Luxury car logos do more than identify a manufacturer—they signal heritage, craftsmanship, performance, and exclusivity in a fraction of a second. The best marks are instantly recognizable at a distance (hood ornament, wheel cap, key fob) and still hold up in modern UI (apps, dashboards, infotainment screens).

This gallery highlights real luxury automotive logo examples and breaks down the design decisions behind them—shape, symmetry, typography, symbolism, and how they translate across badge, wordmark, and digital contexts. If you’re building an automotive product, dealership site, marketplace, or content hub, this page can also help you choose the right logo format (badge vs wordmark) and avoid common licensing and implementation pitfalls.

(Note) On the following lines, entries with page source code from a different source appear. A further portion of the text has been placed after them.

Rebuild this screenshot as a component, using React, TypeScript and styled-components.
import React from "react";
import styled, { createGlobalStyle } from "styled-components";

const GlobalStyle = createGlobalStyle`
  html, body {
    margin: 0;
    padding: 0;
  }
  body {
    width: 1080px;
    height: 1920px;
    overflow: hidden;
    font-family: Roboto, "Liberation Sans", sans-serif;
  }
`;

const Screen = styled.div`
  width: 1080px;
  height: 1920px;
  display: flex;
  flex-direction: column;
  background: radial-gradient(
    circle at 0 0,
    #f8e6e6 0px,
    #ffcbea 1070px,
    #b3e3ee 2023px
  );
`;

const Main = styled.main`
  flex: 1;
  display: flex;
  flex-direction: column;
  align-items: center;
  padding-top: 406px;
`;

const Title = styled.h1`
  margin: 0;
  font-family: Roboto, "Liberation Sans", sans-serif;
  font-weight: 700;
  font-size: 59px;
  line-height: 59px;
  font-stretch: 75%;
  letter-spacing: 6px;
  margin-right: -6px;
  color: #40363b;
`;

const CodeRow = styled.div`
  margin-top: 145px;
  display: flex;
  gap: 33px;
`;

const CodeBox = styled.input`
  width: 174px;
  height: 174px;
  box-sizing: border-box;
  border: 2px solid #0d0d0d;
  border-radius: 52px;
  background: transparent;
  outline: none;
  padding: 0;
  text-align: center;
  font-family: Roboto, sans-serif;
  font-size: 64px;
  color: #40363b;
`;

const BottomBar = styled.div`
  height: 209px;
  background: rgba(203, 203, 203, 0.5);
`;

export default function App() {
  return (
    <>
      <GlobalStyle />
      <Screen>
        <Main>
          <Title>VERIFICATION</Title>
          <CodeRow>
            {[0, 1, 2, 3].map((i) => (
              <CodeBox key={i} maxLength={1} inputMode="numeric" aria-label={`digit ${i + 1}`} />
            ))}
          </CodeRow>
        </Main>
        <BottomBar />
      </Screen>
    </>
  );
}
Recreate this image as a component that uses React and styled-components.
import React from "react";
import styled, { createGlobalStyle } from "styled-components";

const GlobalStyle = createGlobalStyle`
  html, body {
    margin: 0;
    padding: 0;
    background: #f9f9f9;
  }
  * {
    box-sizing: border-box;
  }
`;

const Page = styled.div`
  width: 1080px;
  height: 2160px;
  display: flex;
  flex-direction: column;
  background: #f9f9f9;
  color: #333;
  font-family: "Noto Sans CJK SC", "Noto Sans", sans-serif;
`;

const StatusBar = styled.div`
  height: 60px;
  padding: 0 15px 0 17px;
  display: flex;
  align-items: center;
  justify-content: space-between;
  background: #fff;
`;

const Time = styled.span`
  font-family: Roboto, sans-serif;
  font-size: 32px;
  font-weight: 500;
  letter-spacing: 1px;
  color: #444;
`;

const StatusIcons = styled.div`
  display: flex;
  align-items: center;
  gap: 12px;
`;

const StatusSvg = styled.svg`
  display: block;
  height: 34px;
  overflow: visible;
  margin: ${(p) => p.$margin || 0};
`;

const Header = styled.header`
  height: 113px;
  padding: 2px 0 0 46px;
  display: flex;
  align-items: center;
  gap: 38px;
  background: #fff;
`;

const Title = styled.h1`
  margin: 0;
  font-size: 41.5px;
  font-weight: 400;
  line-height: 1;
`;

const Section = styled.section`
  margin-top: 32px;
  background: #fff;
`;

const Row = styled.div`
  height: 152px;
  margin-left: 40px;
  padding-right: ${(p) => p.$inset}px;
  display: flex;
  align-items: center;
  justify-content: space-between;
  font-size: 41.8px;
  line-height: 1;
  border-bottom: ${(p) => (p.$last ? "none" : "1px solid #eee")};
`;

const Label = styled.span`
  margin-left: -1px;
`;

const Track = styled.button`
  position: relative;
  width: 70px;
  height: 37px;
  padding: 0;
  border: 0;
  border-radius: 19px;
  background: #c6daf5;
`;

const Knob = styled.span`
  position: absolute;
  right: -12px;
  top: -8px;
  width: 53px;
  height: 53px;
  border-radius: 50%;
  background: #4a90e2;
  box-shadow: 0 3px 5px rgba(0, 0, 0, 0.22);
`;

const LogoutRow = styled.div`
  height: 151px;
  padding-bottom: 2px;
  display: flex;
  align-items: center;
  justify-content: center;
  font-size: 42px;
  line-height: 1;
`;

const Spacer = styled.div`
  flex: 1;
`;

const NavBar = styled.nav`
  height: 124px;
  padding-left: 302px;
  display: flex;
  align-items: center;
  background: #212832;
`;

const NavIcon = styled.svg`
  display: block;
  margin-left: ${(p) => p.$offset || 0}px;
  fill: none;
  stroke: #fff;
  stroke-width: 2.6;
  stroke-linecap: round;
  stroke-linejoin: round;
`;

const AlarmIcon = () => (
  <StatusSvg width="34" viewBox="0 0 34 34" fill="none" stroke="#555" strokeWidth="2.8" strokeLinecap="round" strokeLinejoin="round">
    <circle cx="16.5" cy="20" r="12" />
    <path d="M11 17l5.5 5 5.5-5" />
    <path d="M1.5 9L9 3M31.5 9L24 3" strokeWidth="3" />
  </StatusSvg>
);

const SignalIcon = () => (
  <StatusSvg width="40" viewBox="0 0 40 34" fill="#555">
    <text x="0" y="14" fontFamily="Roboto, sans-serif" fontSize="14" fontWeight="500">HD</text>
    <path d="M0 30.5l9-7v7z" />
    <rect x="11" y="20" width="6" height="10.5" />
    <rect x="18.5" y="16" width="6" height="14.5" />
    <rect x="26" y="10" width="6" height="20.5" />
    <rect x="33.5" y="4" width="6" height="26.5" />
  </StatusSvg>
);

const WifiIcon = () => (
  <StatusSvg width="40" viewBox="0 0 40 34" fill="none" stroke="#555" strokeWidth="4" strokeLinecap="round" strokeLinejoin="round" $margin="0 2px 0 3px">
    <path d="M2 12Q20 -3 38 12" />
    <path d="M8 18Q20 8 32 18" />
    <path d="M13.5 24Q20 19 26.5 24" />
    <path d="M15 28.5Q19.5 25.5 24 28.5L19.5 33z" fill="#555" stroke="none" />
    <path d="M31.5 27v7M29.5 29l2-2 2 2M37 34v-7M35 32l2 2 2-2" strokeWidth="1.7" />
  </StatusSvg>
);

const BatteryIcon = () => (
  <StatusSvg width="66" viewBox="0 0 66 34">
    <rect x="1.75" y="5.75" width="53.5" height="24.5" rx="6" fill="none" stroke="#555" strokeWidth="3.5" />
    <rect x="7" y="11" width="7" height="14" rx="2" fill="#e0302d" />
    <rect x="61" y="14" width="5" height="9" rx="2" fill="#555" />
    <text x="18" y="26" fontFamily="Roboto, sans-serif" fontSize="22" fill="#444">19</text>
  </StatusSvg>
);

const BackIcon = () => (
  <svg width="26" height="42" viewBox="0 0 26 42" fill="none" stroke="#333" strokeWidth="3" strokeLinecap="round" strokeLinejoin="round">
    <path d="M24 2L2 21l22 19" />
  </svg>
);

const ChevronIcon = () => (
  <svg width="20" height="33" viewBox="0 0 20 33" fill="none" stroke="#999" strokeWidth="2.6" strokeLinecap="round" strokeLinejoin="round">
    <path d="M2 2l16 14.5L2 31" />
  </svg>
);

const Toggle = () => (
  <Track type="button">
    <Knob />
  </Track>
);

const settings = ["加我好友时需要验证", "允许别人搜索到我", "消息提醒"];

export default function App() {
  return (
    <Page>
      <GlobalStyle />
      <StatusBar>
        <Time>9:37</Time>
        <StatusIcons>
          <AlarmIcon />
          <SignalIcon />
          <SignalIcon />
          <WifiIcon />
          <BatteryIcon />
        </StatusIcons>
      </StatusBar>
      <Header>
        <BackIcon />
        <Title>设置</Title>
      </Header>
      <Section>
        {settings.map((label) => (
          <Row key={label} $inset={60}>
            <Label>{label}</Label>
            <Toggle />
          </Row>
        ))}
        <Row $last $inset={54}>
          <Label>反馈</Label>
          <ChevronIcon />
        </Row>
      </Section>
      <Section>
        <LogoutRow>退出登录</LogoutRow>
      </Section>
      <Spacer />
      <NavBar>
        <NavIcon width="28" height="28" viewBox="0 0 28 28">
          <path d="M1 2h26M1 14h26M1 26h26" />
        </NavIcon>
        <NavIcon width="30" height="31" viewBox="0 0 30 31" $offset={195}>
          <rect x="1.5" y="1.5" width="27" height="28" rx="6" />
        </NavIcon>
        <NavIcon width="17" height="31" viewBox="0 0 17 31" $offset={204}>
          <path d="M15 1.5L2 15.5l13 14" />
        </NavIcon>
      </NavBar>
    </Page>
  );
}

What “Luxury” Looks Like in Automotive Logo Design

Luxury brands tend to converge on a few visual strategies because they work across physical manufacturing constraints and premium brand cues:

  • Simple geometry and strong symmetry: reads cleanly on metal, stitching, and low-resolution displays.
  • Heraldic references (shields, wreaths, crests): suggests lineage and tradition.
  • High-contrast monochrome: black, silver, and white reproduce consistently across finishes.
  • Distinct silhouettes: recognizable even without color (think grille badges and wheel caps).
  • Controlled typography: letterforms that feel engineered, not decorative.

In practice, many luxury marques maintain two assets: a badge (for cars and icons) and a wordmark (for print, web headers, dealership signage). If you’re implementing logos programmatically, see /docs for supported logo types and formats, and /pricing for usage tiers.

Featured Luxury Logo Examples (Deep Dives)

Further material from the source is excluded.